**PROVIDED RECORDS**
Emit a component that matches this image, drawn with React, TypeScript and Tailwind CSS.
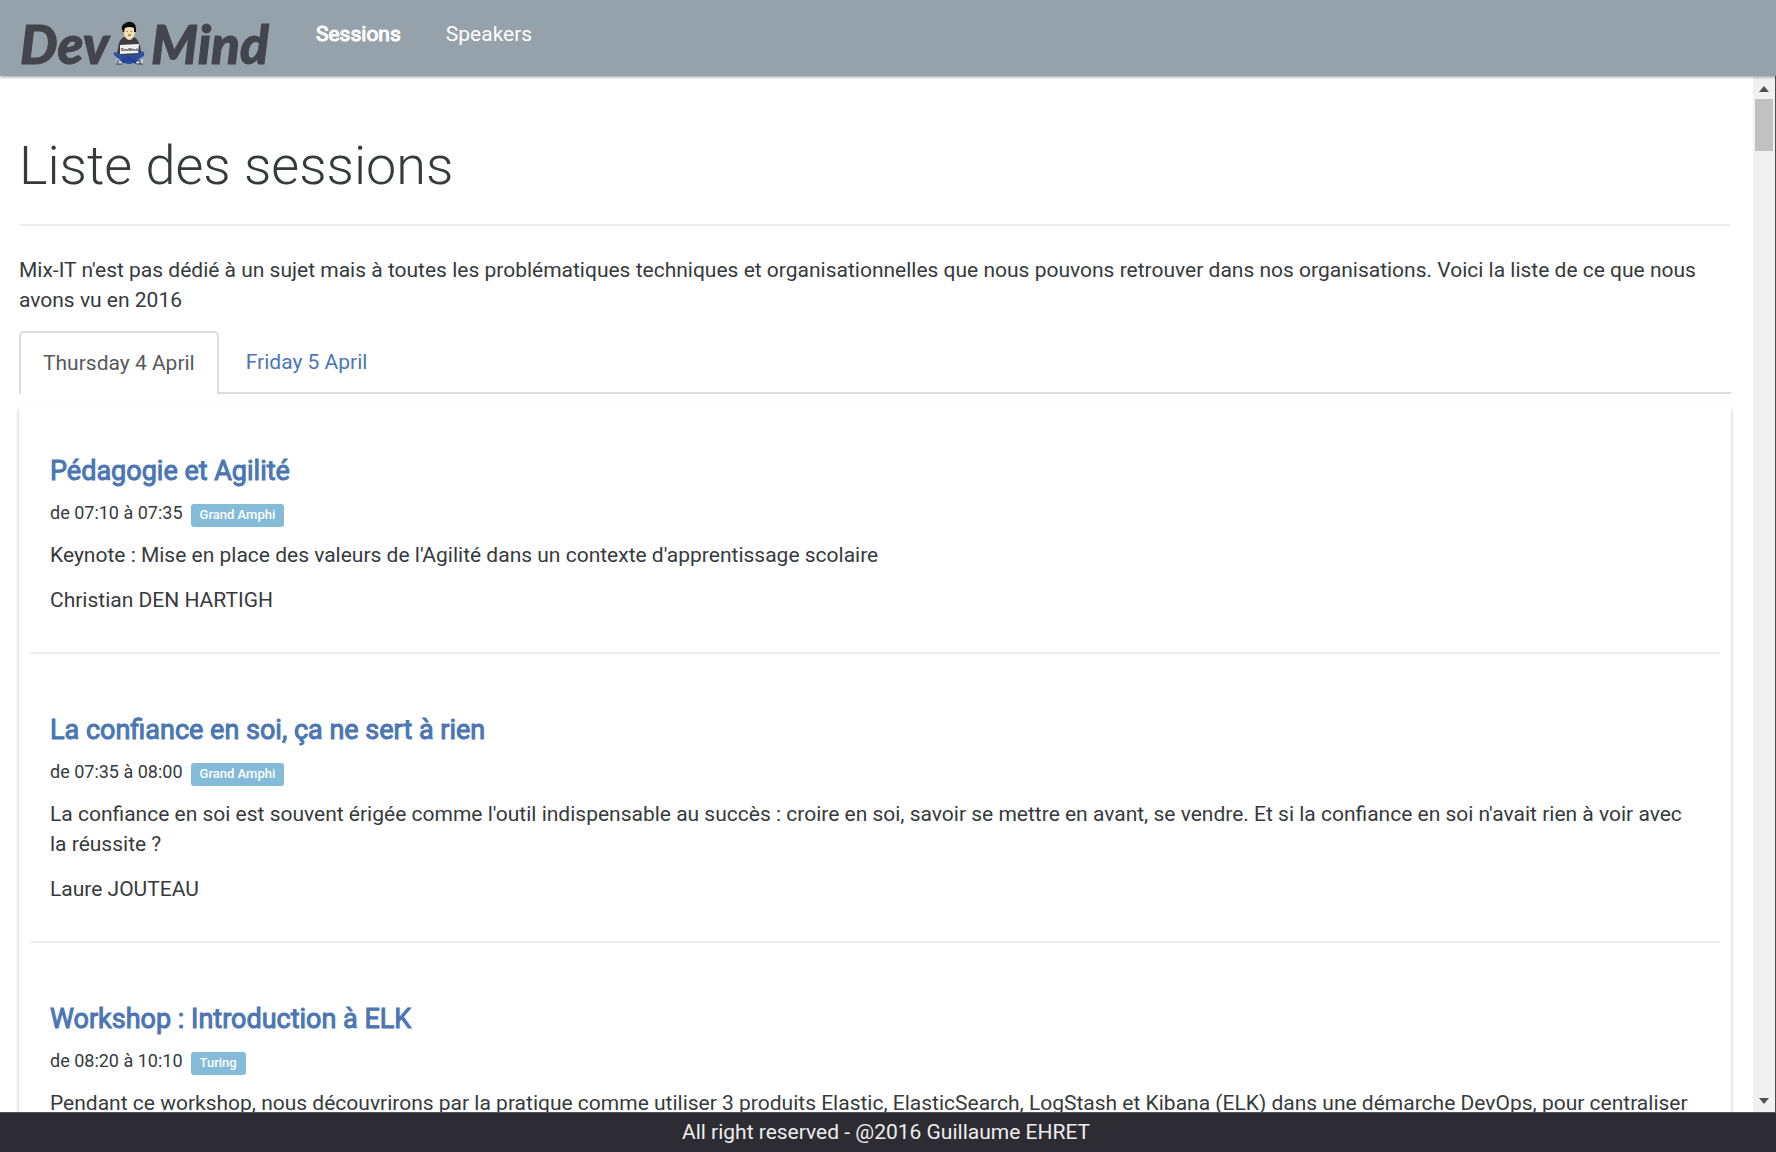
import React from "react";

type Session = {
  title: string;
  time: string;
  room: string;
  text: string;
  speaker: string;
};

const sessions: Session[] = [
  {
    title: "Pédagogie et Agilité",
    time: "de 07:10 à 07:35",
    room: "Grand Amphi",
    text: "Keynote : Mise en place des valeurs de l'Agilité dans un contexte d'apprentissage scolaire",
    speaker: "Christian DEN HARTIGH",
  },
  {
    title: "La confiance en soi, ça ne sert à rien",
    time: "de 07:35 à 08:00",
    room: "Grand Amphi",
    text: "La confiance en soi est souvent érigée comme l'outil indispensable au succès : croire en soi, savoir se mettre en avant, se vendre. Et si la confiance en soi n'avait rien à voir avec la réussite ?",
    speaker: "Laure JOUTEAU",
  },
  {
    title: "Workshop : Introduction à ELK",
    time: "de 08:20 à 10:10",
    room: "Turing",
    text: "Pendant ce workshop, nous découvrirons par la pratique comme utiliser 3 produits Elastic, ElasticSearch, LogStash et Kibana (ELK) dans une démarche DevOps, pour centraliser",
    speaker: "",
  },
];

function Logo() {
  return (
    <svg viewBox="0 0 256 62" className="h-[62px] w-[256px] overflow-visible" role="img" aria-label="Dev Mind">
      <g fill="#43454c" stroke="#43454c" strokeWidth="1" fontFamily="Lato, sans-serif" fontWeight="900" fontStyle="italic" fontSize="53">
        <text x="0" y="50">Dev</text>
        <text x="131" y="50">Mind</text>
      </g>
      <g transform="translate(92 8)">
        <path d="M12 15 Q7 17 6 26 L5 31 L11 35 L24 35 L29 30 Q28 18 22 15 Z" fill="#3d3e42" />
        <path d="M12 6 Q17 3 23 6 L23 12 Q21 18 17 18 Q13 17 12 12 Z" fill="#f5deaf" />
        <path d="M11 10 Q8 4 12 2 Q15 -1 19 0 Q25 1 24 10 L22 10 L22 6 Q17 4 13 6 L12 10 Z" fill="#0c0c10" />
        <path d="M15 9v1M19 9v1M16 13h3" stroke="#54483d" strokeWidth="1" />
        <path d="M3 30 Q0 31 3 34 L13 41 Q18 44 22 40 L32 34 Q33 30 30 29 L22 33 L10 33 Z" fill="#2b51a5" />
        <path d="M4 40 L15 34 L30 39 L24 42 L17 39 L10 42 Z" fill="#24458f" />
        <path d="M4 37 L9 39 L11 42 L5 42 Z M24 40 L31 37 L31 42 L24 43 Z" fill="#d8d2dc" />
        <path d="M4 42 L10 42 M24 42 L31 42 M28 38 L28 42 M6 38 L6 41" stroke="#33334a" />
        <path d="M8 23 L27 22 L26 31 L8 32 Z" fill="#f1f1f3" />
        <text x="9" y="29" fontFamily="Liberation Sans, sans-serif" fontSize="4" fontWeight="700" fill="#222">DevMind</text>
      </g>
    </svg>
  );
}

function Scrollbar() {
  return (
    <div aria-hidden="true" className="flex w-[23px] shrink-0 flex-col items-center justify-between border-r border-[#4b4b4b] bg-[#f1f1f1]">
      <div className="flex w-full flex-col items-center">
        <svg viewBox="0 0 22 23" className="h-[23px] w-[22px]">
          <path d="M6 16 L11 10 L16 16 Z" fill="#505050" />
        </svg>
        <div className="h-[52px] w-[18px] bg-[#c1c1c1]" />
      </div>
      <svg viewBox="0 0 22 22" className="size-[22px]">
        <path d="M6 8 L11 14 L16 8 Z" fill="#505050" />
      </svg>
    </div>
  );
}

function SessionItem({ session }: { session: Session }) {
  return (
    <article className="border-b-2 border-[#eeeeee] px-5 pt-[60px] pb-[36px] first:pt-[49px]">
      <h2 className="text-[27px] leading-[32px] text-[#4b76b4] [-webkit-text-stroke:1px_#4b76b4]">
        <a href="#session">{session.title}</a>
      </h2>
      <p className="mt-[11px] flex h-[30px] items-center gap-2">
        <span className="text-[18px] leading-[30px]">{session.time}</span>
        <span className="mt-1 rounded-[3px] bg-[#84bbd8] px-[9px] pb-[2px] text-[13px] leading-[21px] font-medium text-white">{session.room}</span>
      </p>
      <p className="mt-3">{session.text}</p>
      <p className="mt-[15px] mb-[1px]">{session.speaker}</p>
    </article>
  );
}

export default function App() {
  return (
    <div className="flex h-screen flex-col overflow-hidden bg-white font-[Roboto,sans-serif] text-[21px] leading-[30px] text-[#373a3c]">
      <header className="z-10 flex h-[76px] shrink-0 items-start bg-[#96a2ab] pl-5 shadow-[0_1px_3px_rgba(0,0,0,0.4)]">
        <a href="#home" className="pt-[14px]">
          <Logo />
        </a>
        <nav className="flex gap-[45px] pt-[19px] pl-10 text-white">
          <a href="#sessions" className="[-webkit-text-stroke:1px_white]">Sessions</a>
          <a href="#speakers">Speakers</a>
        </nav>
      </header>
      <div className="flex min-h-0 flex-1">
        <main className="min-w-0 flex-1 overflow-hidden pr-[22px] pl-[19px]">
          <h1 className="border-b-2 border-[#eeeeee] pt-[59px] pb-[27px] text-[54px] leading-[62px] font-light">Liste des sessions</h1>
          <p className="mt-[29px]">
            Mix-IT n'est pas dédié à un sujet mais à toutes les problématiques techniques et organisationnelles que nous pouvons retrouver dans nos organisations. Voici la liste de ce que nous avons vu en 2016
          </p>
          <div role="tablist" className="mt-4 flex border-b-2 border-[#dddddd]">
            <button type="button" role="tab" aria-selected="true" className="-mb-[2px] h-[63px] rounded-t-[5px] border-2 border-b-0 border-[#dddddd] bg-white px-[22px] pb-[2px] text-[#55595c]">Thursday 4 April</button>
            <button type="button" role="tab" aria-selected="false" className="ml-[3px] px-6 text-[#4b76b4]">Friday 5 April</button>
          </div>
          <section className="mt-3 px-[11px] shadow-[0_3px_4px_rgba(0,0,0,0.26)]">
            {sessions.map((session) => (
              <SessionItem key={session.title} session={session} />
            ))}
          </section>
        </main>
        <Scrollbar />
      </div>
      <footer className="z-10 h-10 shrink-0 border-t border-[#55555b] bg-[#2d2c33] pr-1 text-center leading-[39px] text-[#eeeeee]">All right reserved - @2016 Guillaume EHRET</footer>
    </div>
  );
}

--

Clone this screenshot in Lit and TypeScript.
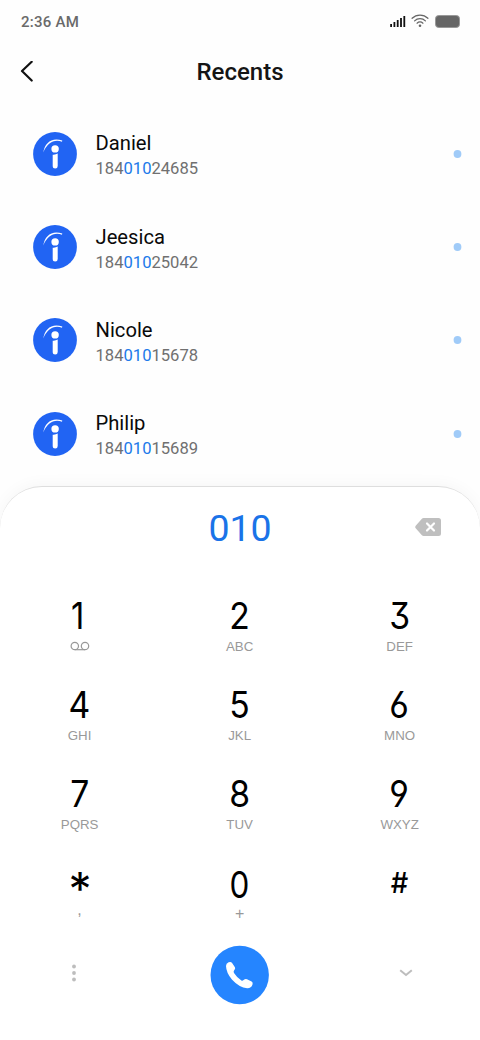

**SET PROBLEM**
Go through the entries and return each line where the word "TypeScript" appears.

**OUTPUT**
Emit a component that matches this image, drawn with React, TypeScript and Tailwind CSS.
Clone this screenshot in Lit and TypeScript.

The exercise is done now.